A more progressive classroom has the desks in groups where the children are looking at each other, not at the teacher, and it’s the children who are leading the learning. But when the teacher is leading the learning, they are able to teach the children so much because of course they know a lot more than the children. They have been doing this for many years, they have degrees, and the children are able to feel successful and happy.
Schools that spend their time with self-esteem lessons are wasting their time. All they need to do is teach the children properly. When children learn, it boosts their self-esteem. They feel really clever and successful. If you do it progressively, however, the child often thinks, “why am I so stupid?” And the ones who don’t have the same cultural capital coming from home sit in the classroom feeling very inadequate, eventually misbehave, get sent out of the lesson, and then that’s it for them. When they fail, we say it was because they were poor or Black. It is not because of those things. It was because we never taught them properly in the first place.
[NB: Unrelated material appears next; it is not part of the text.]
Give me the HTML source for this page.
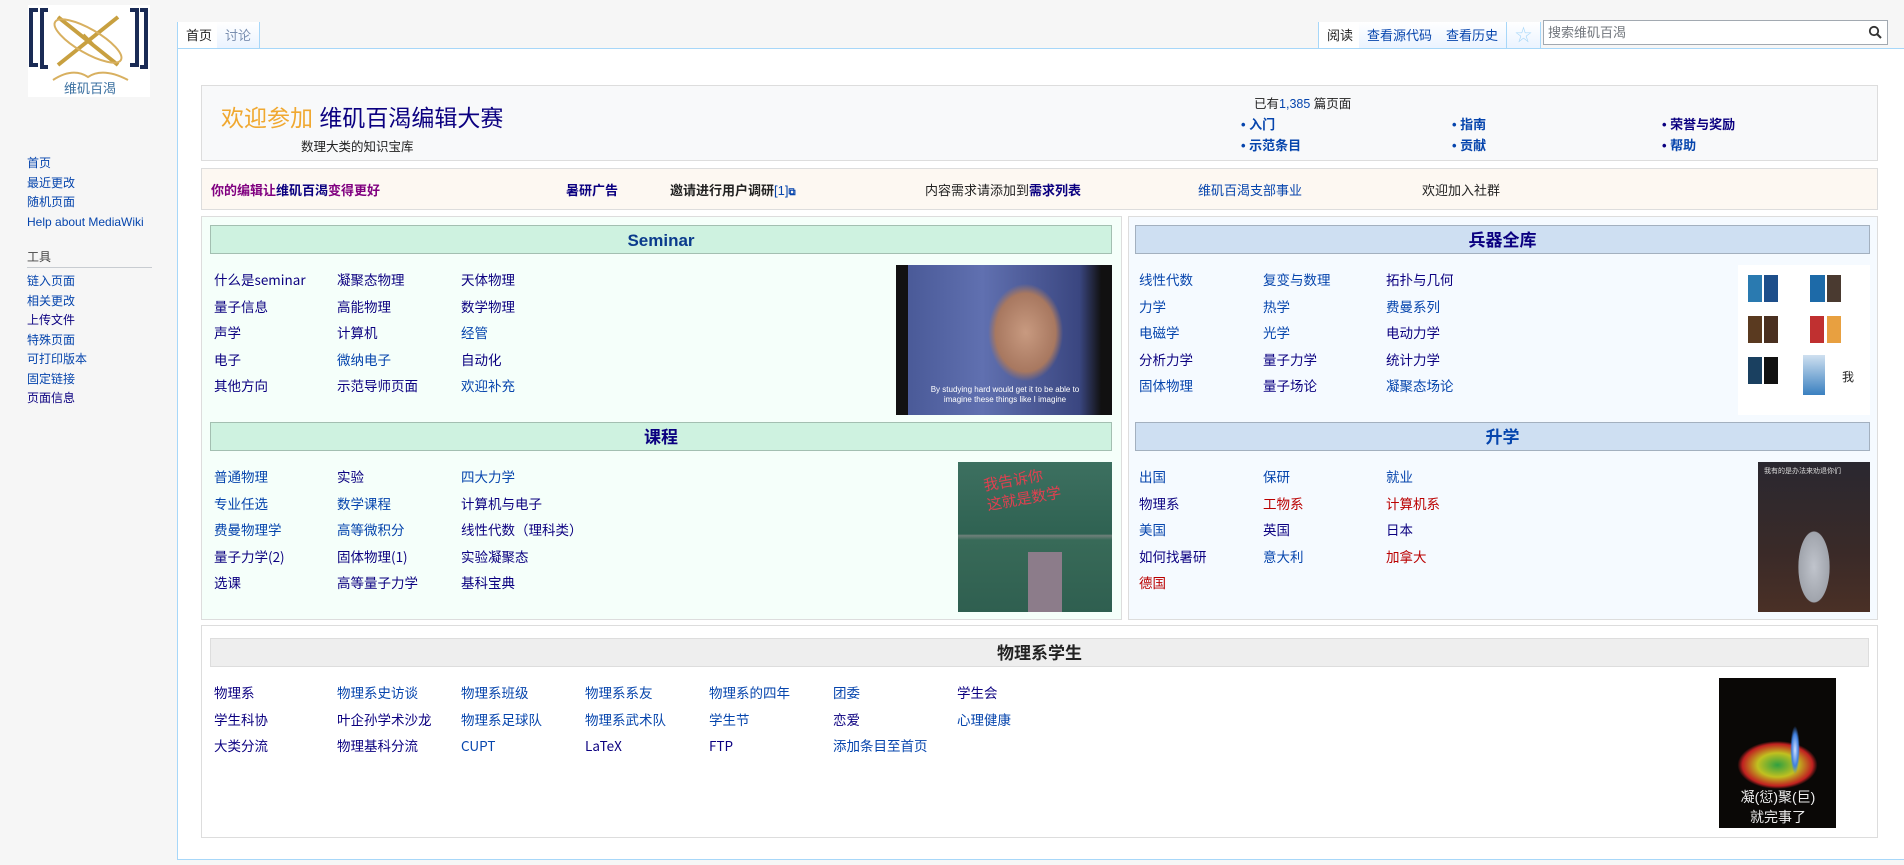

What does art look like at Michaela?
A progressive view of art instruction would be, “look at the fruit bowl and draw it.” Now, I remember being in art lessons at school where I would sit and think, “I don’t know how to draw a banana.” The fact is, I was never taught, for instance, that there are several different positions and places where you can hold a pencil, which allow a far lighter or darker shade on the paper. We start with those basics and build up from those basics so that the children actually learn how to draw.
It’s the same mentality that we have when teaching history. We will teach them the basics—some dates and general information. And over time, chronologically, we are building up their historical knowledge. That is what I think teaching should be. You break it down to its smallest component and then you build it back up again.
There seems to be this broad, progressive movement that’s just taking over education, be it instructionally progressive—let the kids do whatever they want—or very politically progressive—everything’s racist, we need to dismantle every system, deconstruct all of western society. Are we fighting a losing battle?
Well, you should never go down without a fight. I do think we are losing, but it doesn’t matter. You only have a hundred years if you’re lucky on this planet. You want to reach that age of 85 or 95 and look back on your life and think, I contributed. I made the world into a better place. That’s all you can do. It doesn’t matter if we lose. What’s important is that we contributed to the fight.
What’s next for Michaela?
Well, we have tried many times to expand. We tried to open a primary school. We were blocked. We tried to open a secondary school. That was stopped. We tried to set up a leadership program for other school leaders in the country, and that was blocked. So right now, we just want to survive.
I’m particularly concerned because the Labor Party will soon be coming into power. We were blocked at all those stages under a Conservative government, so you can imagine my worries with a Labor government. I’m hoping that they’ll just ignore us, given that we are very successful and we also hold values that tend to be the opposite to what they think. But you never know. Maybe they’ll come and see the school and be convinced and change some of their ideas. I do hope so.